As reported by Jim Ostroff at Platts, Exelon Nuclear has threatened to close two of its three atomic reactors in upstate New York, on the Lake Ontario shore, unless the New York Public Service Commission approve massive bailouts to prop them up, at ratepayer expense.
Exelon has engaged in similar blackmailing and hostage taking, of its own workforce and host communities, in Illinois -- with recent announced closure dates for the Clinton atomic reactor (June 1, 2017) and its Quad Cities Units 1 and 2 (June 1, 2018), after the Illinois state legislature refused to bail them out, at ratepayer expense, for the third year in a row.
Exelon has extended its shutdown threats to Byron in Illinois, as well as Three Mile Island Unit 1 in Pennsylvania (Unit 2 melted down 37 years ago).
As David Kraft, director of Nuclear Energy Information Service of Chicago (Illinois' 35-year nuclear power watchdog) has said, "please do!" NEIS has been the only party -- not Exelon, nor the nuclear power industry's workers' own unions, such as the International Brotherhood of Electrical Workers (IBEW) -- to call for "just transitions" for the workforce that would be displaced by reactor closures.

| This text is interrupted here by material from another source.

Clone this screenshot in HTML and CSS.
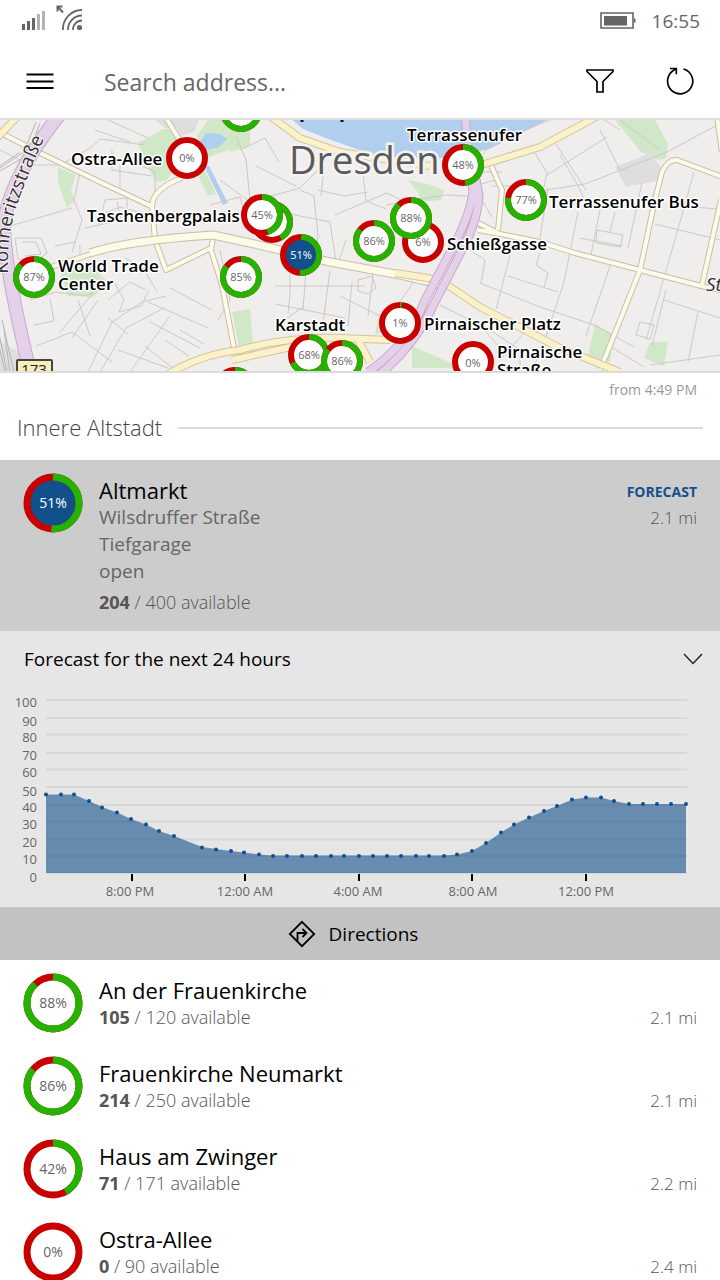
FILE: index.html
```html
<!DOCTYPE html>
<html lang="en">
<head>
<meta charset="utf-8">
<meta name="viewport" content="width=device-width, initial-scale=1">
<title>Parking – Dresden</title>
<link rel="stylesheet" href="styles.css">
</head>
<body>
<div class="app">
  <div class="status">
    <svg class="status-left" width="64" height="32" viewBox="0 0 64 32" aria-hidden="true">
      <path fill="#666" d="M2 20h3v6H2zM7 17h3v9H7zM12 14h3v12h-3z"/>
      <path fill="#b3b3b3" d="M17 10h3v16h-3zM22 7h3v19h-3z"/>
      <g fill="none" stroke="#666" stroke-width="1.8"><path d="M43 26A19 19 0 0 1 62 6"/><path d="M48 26A14 14 0 0 1 62 11.500"/><path d="M53 26A9 9 0 0 1 62 16.500"/></g>
      <circle cx="59.500" cy="23.500" r="2.600" fill="#666"/>
      <path d="M43 8.500L38 3M37.500 7.500V2.500H42.500" fill="none" stroke="#666" stroke-width="2"/>
    </svg>
    <div class="status-right">
      <svg width="36" height="18" viewBox="0 0 36 18" aria-hidden="true"><path d="M1 1h32v15H1z" fill="none" stroke="#666" stroke-width="1.600"/><path d="M4 4h23v9.500H4zM34 6.500h1.500v4H34z" fill="#666"/></svg>
      <span class="clock">16:55</span>
    </div>
  </div>

  <header class="bar">
    <button class="icon-btn" type="button" aria-label="Menu"><svg width="28" height="18" viewBox="0 0 28 18"><path d="M0.500 2.500h27M0.500 9.500h27M0.500 16h27" stroke="#000" stroke-width="1.800"/></svg></button>
    <input class="search" type="text" placeholder="Search address..." aria-label="Search address">
    <button class="icon-btn" type="button" aria-label="Filter"><svg width="28" height="28" viewBox="0 0 28 28"><path d="M1 3h26v1.500L17 14.500V25h-6V14.500L1 4.500z" fill="none" stroke="#000" stroke-width="1.700"/></svg></button>
    <button class="icon-btn" type="button" aria-label="Refresh"><svg width="28" height="30" viewBox="0 0 28 30"><path d="M17.500 3A12.600 12.600 0 1 1 7 4.800L10 2.500M4 2.500h6.300v5.800" fill="none" stroke="#000" stroke-width="1.700"/></svg></button>
  </header>

  <svg class="map" viewBox="0 120 720 251" preserveAspectRatio="xMidYMid slice" role="img" aria-label="Map of car parks in Dresden">
    <defs><path id="street-line" d="M8 274Q7 235 16 208Q26 178 47 132"/></defs>
    <rect class="land" x="-400" y="0" width="1600" height="600"/>
    <g class="park">
      <path d="M138 143l25-14 12 0 12 21-20 30-12 2zM197 136l12-18h35v26l-37 14zM58 167l18 8-5 15 4 10-8 8-9-25zM200 160l16 34-8 2-14-28zM60 270l28-9 20 22-15 14-25-1zM232 312l18-3 3 35-14 3zM228 120h22v26l-20 6z"/>
      <path d="M408 180l20 4 16 6-3 10-20 2-3-10zM615 120h40l13 24-2 14-8 2-18-9zM595 324l18 10-3 28-22-6zM650 342h18l-4 24-20-8zM378 318l12-8-3 22-12 2zM412 346l50 22h-50z"/>
    </g>
    <g class="block"><path d="M174 120h25l-5 12-14 4zM615 167l35-14 12 16-6 12-30 6zM0 342l20 10v20H0zM155 120h40v8h-30z"/></g>
    <path class="water" d="M283 112l20 17 25 10 40 14 40 5 45 0 35-9 30-14 36-19zM198 145l8-12 14 1 7 5-8 8-11 3-8-2zM204 166l5 0 19 37-5 2z"/>

    <g class="lane">
      <path d="M0 150l30 15 30 0 32-18 8-8 45 6M95 130l35 12M108 120l40 18M80 172l-6 28 8 20-10 32M112 150v20l40 6M120 165v22M130 160l25 12v20M105 200l-6 24 28-6v-20l-22 2M10 226l62-18M85 228l36-8-4-18M15 238h26l6 15-8 6H18zM22 242h14l5 12-16 2M80 245v20M100 215l20-8 30 8M55 246l20-4"/>
      <path d="M30 300l26-8 30 4 28-14 10 18-5 12 22-6 8-16M34 325l20-4-4-22M36 346l36-14 40 30M60 332l34-40M72 338l26-38M88 372l24-50 30-20 24-6M100 372l26-44 38-20M118 350l50 18M130 372l40-56M108 318l20 16M148 302l60 26M150 322l50 26M170 288l42 22M145 346l30 24M165 340l24 16M180 330l24 14M125 258l18 10 14 24M108 300l22-18 16 8M220 250l10 50-12 20M78 300l12 36"/>
      <path d="M210 205l30-8 8 28M220 180l30 22 50-14 22-22M250 200l-4-40-10-24M256 166l40 20M240 150l25-12 14 24M300 190l14 6 4 40-4 28M318 190l26 6 24-4M290 214l40 8 6 40M335 215l52-22 20 10M346 240l-8 24M325 160l-4 36M362 165l4 36 20 8M275 286l90 0M290 264v30l-2 20M306 270l-3 40M275 304l70 14M282 322l22-16M330 270l-8 60M352 282l-4 44M374 266l-6 50M358 280l14-4 4 12-8 6-10-3zM340 296l40 20M420 272l-20 30M386 205l60-10 34 2 12 20M455 240l30 20-4 24M440 305l40 20 30 34"/>
      <path d="M535 153l12 20-4 18-12 6M547 175l60-38M556 144l30 46M600 130l20 40M545 190l40-6 82-32 52-28M560 155l20 34 8 20M620 130l-22-14M492 186l40 0M548 188l-8 50M578 212l-14 70-20 60M600 210l-10 50M615 212l-5 20M642 182l-14 66M620 120l40 30M597 230l26 5-3 12-24-4zM580 238l42 8M510 255l-14 54M540 253l-4 12 12 8-4 14M508 276l50 16M480 283l60 24 54 18 40 22M610 266l-24 70M694 172l-14 50-34 118M655 224l65 16M668 205l50 4M666 290l-14 56M664 300l56 18M698 312l-10 50M640 322l14 3-4 14-14-4zM650 365l70-10M608 345l36 22M490 330l30 20 0 22M500 360l30-34M530 372l18-32 40 20"/>
      <path d="M495 180l-14 4M480 172h22M492 124l-8 30M500 140l60-24M486 150l60-30"/>
    </g>
    <g class="rail"><path d="M0 168l24-16 12-30M0 171l28-16 12-32M0 166l20-14M4 330l6 42M0 338l7 34M0 350l5 22M2 320l12 52"/></g>

    <g class="road-edge">
      <path d="M-5 130L40 153L100 182L151 206M166 118L187 152M182 178Q154 188 152 205L155 240L166 270L211 248M213 238L211 250L222 285L234 348M35 272L85 256Q105 248 140 241Q180 235 213 235L250 243L330 262L400 275L445 288"/>
      <path d="M478 223L500 234L540 242L575 253L640 270L705 287L725 291M725 178L677 160Q668 159 662 172L655 200L640 270L613 338L600 370M717 116L722 152M721 200L702 285M490 163L502 190L498 230M478 230L500 234"/>
    </g>
    <g class="road">
      <path d="M-5 130L40 153L100 182L151 206M166 118L187 152M182 178Q154 188 152 205L155 240L166 270L211 248M213 238L211 250L222 285L234 348M35 272L85 256Q105 248 140 241Q180 235 213 235L250 243L330 262L400 275L445 288"/>
      <path d="M478 223L500 234L540 242L575 253L640 270L705 287L725 291M725 178L677 160Q668 159 662 172L655 200L640 270L613 338L600 370M717 116L722 152M721 200L702 285M490 163L502 190L498 230M478 230L500 234"/>
    </g>
    <path class="road-edge wide" d="M90 253Q130 240 213 235L250 243L330 262L400 275L440 284"/>
    <path class="road wide" d="M90 253Q130 240 213 235L250 243L330 262L400 275L440 284"/>
    <path class="main-edge" d="M-5 140L18 116M165 376Q200 354 240 350Q290 336 340 338L390 340M232 360L300 345M395 273L440 280L480 307L560 348L620 372M270 116L300 138L340 152L430 166M478 166L540 147L598 116M358 340L370 362"/>
    <path class="main" d="M-5 140L18 116M165 376Q200 354 240 350Q290 336 340 338L390 340M232 360L300 345M395 273L440 280L480 307L560 348L620 372M270 116L300 138L340 152L430 166M478 166L540 147L598 116M358 340L370 362"/>
    <g class="trunk-edge"><path class="trunk-l" d="M60 114Q8 180 4 225Q4 265 31 376"/><path d="M465 114L470 165L473 192Q470 215 455 243L425 300Q408 345 368 372M474 170L479 195Q478 220 463 248L434 304Q415 345 380 374"/></g>
    <g class="trunk"><path class="trunk-l" d="M60 114Q8 180 4 225Q4 265 31 376"/><path d="M465 114L470 165L473 192Q470 215 455 243L425 300Q408 345 368 372M474 170L479 195Q478 220 463 248L434 304Q415 345 380 374"/></g>

    <g class="shield"><rect x="17" y="360" width="35" height="20" rx="1"/><text x="34" y="375">173</text></g>
    <text class="street"><textPath href="#street-line">Könneritzstraße</textPath></text>
    <text class="street" x="706" y="291" font-style="italic">St</text>
    <text class="city" x="289" y="174">Dresden</text>
    <path d="M302 118v4M342 118v4" stroke="#111" stroke-width="3"/>

    <g class="place">
      <text x="71" y="165">Ostra-Allee</text>
      <text x="87" y="222">Taschenbergpalais</text>
      <text x="58" y="272">World Trade</text>
      <text x="58" y="290">Center</text>
      <text x="407" y="141">Terrassenufer</text>
      <text x="549" y="208">Terrassenufer Bus</text>
      <text x="447" y="250">Schießgasse</text>
      <text x="275" y="331">Karstadt</text>
      <text x="424" y="330">Pirnaischer Platz</text>
      <text x="497" y="358">Pirnaische</text>
      <text x="497" y="376">Straße</text>
    </g>

    <g class="pin">
      <g transform="translate(241 111)"><circle r="18"/><circle class="free" r="18" pathLength="100" stroke-dasharray="90 100"/></g>
      <g transform="translate(187 158)"><circle r="18"/><text y="4">0%</text></g>
      <g transform="translate(463 165)"><circle r="18"/><circle class="free" r="18" pathLength="100" stroke-dasharray="48 100"/><text y="4">48%</text></g>
      <g transform="translate(526 200)"><circle r="18"/><circle class="free" r="18" pathLength="100" stroke-dasharray="77 100"/><text y="4">77%</text></g>
      <g transform="translate(272 222)"><circle r="18"/><circle class="free" r="18" pathLength="100" stroke-dasharray="42 100"/></g>
      <g transform="translate(262 215)"><circle r="18"/><circle class="free" r="18" pathLength="100" stroke-dasharray="45 100"/><text y="4">45%</text></g>
      <g transform="translate(423 242)"><circle r="18"/><circle class="free" r="18" pathLength="100" stroke-dasharray="6 100"/><text y="4">6%</text></g>
      <g transform="translate(411 218)"><circle r="18"/><circle class="free" r="18" pathLength="100" stroke-dasharray="88 100"/><text y="4">88%</text></g>
      <g transform="translate(374 241)"><circle r="18"/><circle class="free" r="18" pathLength="100" stroke-dasharray="86 100"/><text y="4">86%</text></g>
      <g class="active" transform="translate(301 255)"><circle r="18"/><circle class="free" r="18" pathLength="100" stroke-dasharray="51 100"/><text y="4">51%</text></g>
      <g transform="translate(241 277)"><circle r="18"/><circle class="free" r="18" pathLength="100" stroke-dasharray="85 100"/><text y="4">85%</text></g>
      <g transform="translate(34 277)"><circle r="18"/><circle class="free" r="18" pathLength="100" stroke-dasharray="87 100"/><text y="4">87%</text></g>
      <g transform="translate(400 323)"><circle r="18"/><circle class="free" r="18" pathLength="100" stroke-dasharray="1.500 100"/><text y="4">1%</text></g>
      <g transform="translate(309 355)"><circle r="18"/><circle class="free" r="18" pathLength="100" stroke-dasharray="68 100"/><text y="4">68%</text></g>
      <g transform="translate(342 361)"><circle r="18"/><circle class="free" r="18" pathLength="100" stroke-dasharray="86 100"/><text y="4">86%</text></g>
      <g transform="translate(473 362)"><circle r="18"/><text y="5">0%</text></g>
      <g transform="translate(235 388)"><circle r="18"/><circle class="free" r="18" pathLength="100" stroke-dasharray="60 100"/></g>
    </g>
  </svg>

  <main class="content">
    <p class="updated">from 4:49 PM</p>
    <h2 class="group"><span>Innere Altstadt</span></h2>

    <section class="lot selected">
      <svg class="ring active" viewBox="-30 -30 60 60"><circle r="26"/><circle class="free" r="26" pathLength="100" stroke-dasharray="51 100"/><text y="5">51%</text></svg>
      <div class="info">
        <h3>Altmarkt</h3>
        <p class="detail">Wilsdruffer Straße</p>
        <p class="detail">Tiefgarage</p>
        <p class="detail">open</p>
        <p class="avail last"><b>204</b> / 400 available</p>
      </div>
      <div class="side"><a class="forecast-link" href="#forecast">FORECAST</a><span class="dist">2.1 mi</span></div>
    </section>

    <section class="forecast" id="forecast">
      <button class="forecast-head" type="button"><span>Forecast for the next 24 hours</span><svg width="20" height="14" viewBox="0 0 20 14" aria-hidden="true"><path d="M1 2l9 9.500L19 2" fill="none" stroke="#222" stroke-width="1.400"/></svg></button>
      <svg class="chart" viewBox="0 687 720 220" role="img" aria-label="Forecast of free spaces in percent">
        <path class="grid" d="M46 700h641M46 718h641M46 734.500h641M46 753h641M46 769.500h641M46 787h641M46 805h641M46 821.500h641M46 839.500h641M46 856h641M46 873h641"/>
        <path class="area" d="M46 794.500L61 794.500L74 794.500L89 801L102 807L117 812.500L131 819L146 824.500L159 831L174 836L202 847L216 849L231 851L244 852.500L259 854.500L272 855.500L444 855.500L457 854.500L472 851L486 843L501 832.500L514 824.500L529 817.500L544 811L557 806L572 799.500L586 797.500L601 797.500L614 801L629 804L686 804V873H46z"/>
        <path class="dots" d="M46 794.500h0M61 794.500h0M74 794.500h0M89 801h0M102 807.500h0M117 812.500h0M131 819h0M146 824.500h0M159 831h0M174 836h0M202 847.500h0M216 849.500h0M231 851h0M244 852.500h0M259 854.500h0M273 856h0M287 856h0M302 856h0M316 856h0M331 856h0M344 856h0M359 856h0M373 856h0M387 856h0M401 856h0M416 856h0M429 856h0M444 856h0M457 854.500h0M472 851h0M486 843h0M501 832.500h0M514 824.500h0M529 817.500h0M544 811h0M557 806h0M572 799.500h0M586 797.500h0M601 797.500h0M614 801h0M629 804h0M643 804h0M657 804h0M671 804h0M686 804h0"/>
        <path class="ticks" d="M132 874v7M245 874v7M359 874v7M472 874v7M586 874v7"/>
        <g class="y-axis">
          <text x="37" y="707">100</text><text x="37" y="726">90</text><text x="37" y="742">80</text><text x="37" y="760">70</text><text x="37" y="777">60</text><text x="37" y="796">50</text><text x="37" y="812">40</text><text x="37" y="829">30</text><text x="37" y="847">20</text><text x="37" y="864">10</text><text x="37" y="882">0</text>
        </g>
        <g class="x-axis">
          <text x="130" y="896">8:00 PM</text><text x="245" y="896">12:00 AM</text><text x="358" y="896">4:00 AM</text><text x="473" y="896">8:00 AM</text><text x="586" y="896">12:00 PM</text>
        </g>
      </svg>
      <button class="directions" type="button"><svg width="28" height="28" viewBox="0 0 28 28" aria-hidden="true"><path d="M14 1.800L26.200 14L14 26.200L1.800 14zM9.500 21V13H18M14.500 9l4 4-4 4" fill="none" stroke="#000" stroke-width="1.800"/></svg><span>Directions</span></button>
    </section>

    <section class="lot">
      <svg class="ring" viewBox="-30 -30 60 60"><circle r="26"/><circle class="free" r="26" pathLength="100" stroke-dasharray="88 100"/><text y="5">88%</text></svg>
      <div class="info"><h3>An der Frauenkirche</h3><p class="avail"><b>105</b> / 120 available</p></div>
      <div class="side"><span class="dist">2.1 mi</span></div>
    </section>
    <section class="lot">
      <svg class="ring" viewBox="-30 -30 60 60"><circle r="26"/><circle class="free" r="26" pathLength="100" stroke-dasharray="86 100"/><text y="5">86%</text></svg>
      <div class="info"><h3>Frauenkirche Neumarkt</h3><p class="avail"><b>214</b> / 250 available</p></div>
      <div class="side"><span class="dist">2.1 mi</span></div>
    </section>
    <section class="lot">
      <svg class="ring" viewBox="-30 -30 60 60"><circle r="26"/><circle class="free" r="26" pathLength="100" stroke-dasharray="42 100"/><text y="5">42%</text></svg>
      <div class="info"><h3>Haus am Zwinger</h3><p class="avail"><b>71</b> / 171 available</p></div>
      <div class="side"><span class="dist">2.2 mi</span></div>
    </section>
    <section class="lot">
      <svg class="ring" viewBox="-30 -30 60 60"><circle r="26"/><text y="5">0%</text></svg>
      <div class="info"><h3>Ostra-Allee</h3><p class="avail"><b>0</b> / 90 available</p></div>
      <div class="side"><span class="dist">2.4 mi</span></div>
    </section>
  </main>
</div>
</body>
</html>
```
FILE: styles.css
```css
* { box-sizing: border-box; }
body { margin: 0; background: #fff; color: #000; font-family: "Open Sans", "Noto Sans", sans-serif; }
h2, h3, p { margin: 0; font-weight: 400; }
button, input { font: inherit; color: inherit; border: 0; background: none; padding: 0; }
svg { display: block; flex: none; }
.app { height: 100vh; display: flex; flex-direction: column; }

.status { flex: none; height: 41px; padding: 0 20px; display: flex; justify-content: space-between; align-items: center; }
.status-left { margin-top: -2px; }
.status-right { display: flex; align-items: center; gap: 16px; color: #666; }
.clock { font-size: 19px; font-weight: 400; line-height: 26px; }

.bar { flex: none; height: 79px; padding: 2px 26px 0; display: flex; align-items: center; gap: 52px; border-bottom: 2px solid #dcdcdc; }
.icon-btn { flex: none; width: 28px; display: grid; place-items: center; cursor: pointer; }
.search { flex: 1; min-width: 0; height: 40px; padding-top: 2px; margin-left: -2px; font-size: 23px; outline: none; }
.search::placeholder { color: #666; opacity: 1; }

.map { width: 100%; height: 251px; }
.land { fill: #f0eeed; }
.park { fill: #d0e7c8; }
.block { fill: #dedede; }
.water { fill: #b0cfef; }
.lane, .rail, .road, .road-edge, .main, .main-edge, .trunk, .trunk-edge { fill: none; stroke-linejoin: round; }
.lane { stroke: #cbc9c6; stroke-width: 1; }
.rail { stroke: #b5b5b5; stroke-width: 1; }
.road-edge { stroke: #c4bfb0; stroke-width: 6; }
.road { stroke: #fdfae6; stroke-width: 4; }
.road-edge.wide { stroke-width: 9; }
.road.wide { stroke-width: 7; }
.main-edge { stroke: #d0c5a0; stroke-width: 8; }
.main { stroke: #fcf1c8; stroke-width: 6; }
.trunk-edge { stroke: #c4abc9; stroke-width: 9; }
.trunk { stroke: #e5d0e9; stroke-width: 7; }
.trunk-edge .trunk-l { stroke-width: 14; }
.trunk .trunk-l { stroke-width: 12; }
.shield rect { fill: #f7eeb8; stroke: #444; stroke-width: 2; }
.shield text { font-size: 15px; text-anchor: middle; fill: #222; }
.street { font-size: 19px; fill: #333; stroke: #f7f5f4; stroke-width: 2; paint-order: stroke; }
.city { font-size: 38px; fill: #5a5a5a; stroke: #f4f2f2; stroke-width: 5; paint-order: stroke; }
.place { font-size: 17px; font-weight: 600; fill: #000; stroke: #fff; stroke-width: 3; stroke-linejoin: round; paint-order: stroke; }

.pin circle, .ring circle { fill: #fff; stroke: #c80000; }
.pin circle { stroke-width: 6; }
.ring circle { stroke-width: 7; }
.pin .free, .ring .free { fill: none; stroke: #24b300; transform: rotate(-90deg); }
.pin text { font-size: 11px; fill: #666; text-anchor: middle; }
.ring text { font-size: 14px; fill: #666; text-anchor: middle; }
.pin .active circle, .ring.active circle { fill: #12508c; }
.pin .active .free, .ring.active .free { fill: none; }
.pin .active text, .ring.active text { fill: #fff; }

.content { flex: 1; min-height: 0; overflow-y: auto; scrollbar-width: none; border-top: 2px solid #dcdcdc; }
.updated { padding: 7px 23px 0; text-align: right; font-size: 14px; line-height: 20px; color: #999; }
.group { padding: 13px 17px 18px; display: flex; align-items: center; gap: 16px; font-size: 22px; font-weight: 300; line-height: 29px; color: #444; }
.group::after { content: ""; flex: 1; height: 2px; background: #dcdcdc; }

.lot { height: 83px; padding: 13px 23px 0; display: flex; gap: 16px; }
.ring { width: 60px; height: 60px; }
.info { flex: 1; min-width: 0; padding-top: 3px; }
h3 { font-size: 22px; line-height: 28px; }
.detail { font-size: 19px; line-height: 27px; color: #666; }
.avail { font-size: 18px; font-weight: 300; line-height: 27px; color: #555; }
.avail b { font-weight: 700; }
.avail.last { padding-top: 4px; }
.selected { height: 171px; background: #ccc; }
.side { display: flex; flex-direction: column; justify-content: flex-end; align-items: flex-end; height: 59px; }
.forecast-link { font-size: 14px; font-weight: 700; line-height: 24px; color: #12508c; text-decoration: none; }
.dist { font-size: 17px; font-weight: 300; line-height: 28px; color: #555; }

.forecast { background: #e6e6e6; }
.forecast-head { width: 100%; height: 56px; padding: 0 17px 0 24px; display: flex; justify-content: space-between; align-items: center; font-size: 19px; cursor: pointer; }
.chart { width: 100%; height: auto; }
.grid { fill: none; stroke: #d7d7d7; stroke-width: 2; }
.area { fill: #12508c; fill-opacity: 0.600; }
.dots { fill: none; stroke: #12508c; stroke-width: 4; stroke-linecap: round; }
.ticks { stroke: #000; stroke-width: 2; }
.y-axis, .x-axis { font-size: 13px; font-weight: 500; fill: #666; }
.y-axis { text-anchor: end; }
.x-axis { text-anchor: middle; }
.directions { width: 100%; height: 53px; padding-right: 14px; display: flex; justify-content: center; align-items: center; gap: 13px; background: #c2c2c2; font-size: 19px; cursor: pointer; }
```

Similarly, Nuclear Information and Resource Service (NIRS) and the Alliance for a Green Economy (AGREE) have strongly advocated for a just transition for upstate NY nuclear plant workers, as well as state funding to help nuclear plant host communities adjust from nuclear dependency, to the burgeoning, long overdue renewable energy economy that will replace it.